Unwanted gifts and social pressure
When giving gifts, avoid placing social pressure on people to keep or use a gift, or express appreciation for it.
This practice flows from our beliefs, which specify that in a healthy state, people communicate honestly, that people take responsibility for their own actions, but not for outcomes beyond their control, and that people are not coerced into doing things that they would not do of their own free will.
When you give someone a gift, you do not control how the person responds to the gift. If you place social pressure on people to express appreciation for a gift, and the person does not want or like the gift, you can encourage or promote dishonesty by encouraging people to express appreciation that they do not genuinely feel. You can also encourage people to keep a gift that they do not want to keep. These social pressures can be viewed as a form of coercion, and are thus.
Our beliefs about responsibility can help think about gift giving in a healthier way. When giving a gift, your responsibilities are your choices in selecting and giving a gift, but you do not control, and are not responsible for how someone responds to the gift.
Expectations of gift giving
In some circumstances, people can feel pressure or obligation to give gifts. This pressure can take different forms, from explicit social pressure, to a vague sense of obligation which may stem from internalized teachings or social messages that the person was presented with earlier in life. Some examples of situations where people may feel these obligations include:
- People feeling obligated to give gifts to all family members or close friends, for holidays or birthdays.
- People in a workplace feeling obligated to give gifts because gifts are being given.
- People feeling obligated to give a gift to someone, in response to receiving a gift from that person.
- Non-profits giving small gifts, such as address labels, in tandem with solicitations for donations. This can lead people to feel an obligation to give money in circumstances where they would not of their own accord.
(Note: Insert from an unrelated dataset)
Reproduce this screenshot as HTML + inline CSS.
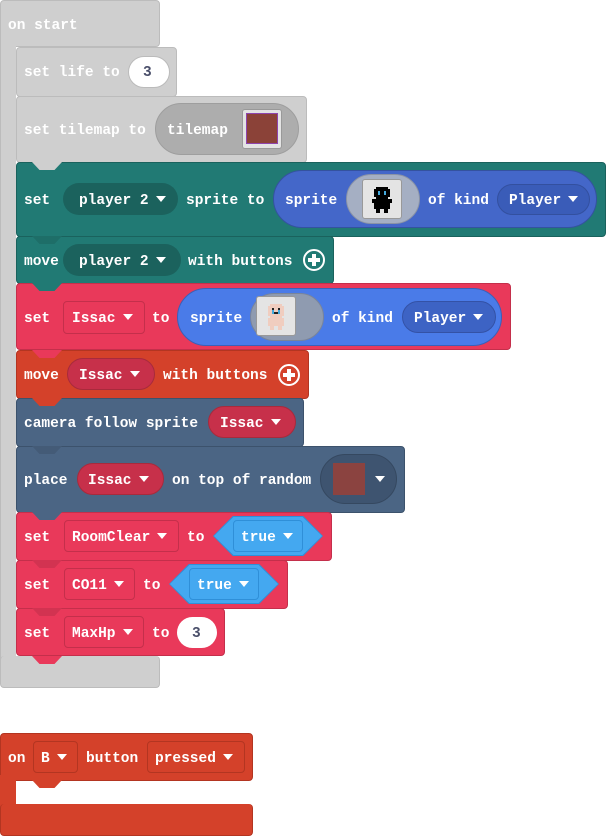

- People feeling obligated to give gifts of a certain material value, because they have received such gifts, or because others are giving such gifts, in circumstances where they would want to give a gift of their own accord, but without spending a similar amount of money or effort on it.
People may eagerly participate in events or traditions of gift giving of their own initiative, and these events or traditions can be positive, but we would consider it important that people participate in these traditions by their own choice.
We would consider it unhealthy for people to promote or encourage a sense of obligation to give gifts, except in the case that a person has consented to participate in some sort of relationship where gift giving is expected. For example, we would consider it unhealthy for a person to give a gift with the expectation of receiving something in exchange, unless it is in a specifically-organized gift exchange.
The organizational policies of Why This Way expressly forbid the giving of gifts with the intention of influencing people to give money.
Expectations about the cost of a gift
In some situations where gift-giving is expected, there can be an expected a price range for the gift. Sometimes this price range can be expressly spelled out, such as in a voluntary gift exchange, but more commonly it is a vague expectation, like a cultural expectation or a sense of obligation that one or more people may have internalized. Often the expectation is for people expect to exchange gifts of equal monetary value.
This sort of standard or expectation can have several drawbacks:
- It may put financial pressure on people who can't afford to spend as much money.
- It encourages unnecessary spending and use of resources. For instance, people may be more encouraged to spend a lot of money than to find a good deal on an item.
- It evaluates gifts on a linear scale of cost, when a gift may have value in several ways.
- When the price range is not explicitly stated, but people feel like they need to spend an equal amount, people may worry about how much to spend on the gift.
In some cases, there can even be a culture or practice of escalation of costs for gifts, such as when people give progressively more expensive gifts. This can give the appearance of a competition to "out-do" previous gifts, which can worsen some of the problems described above.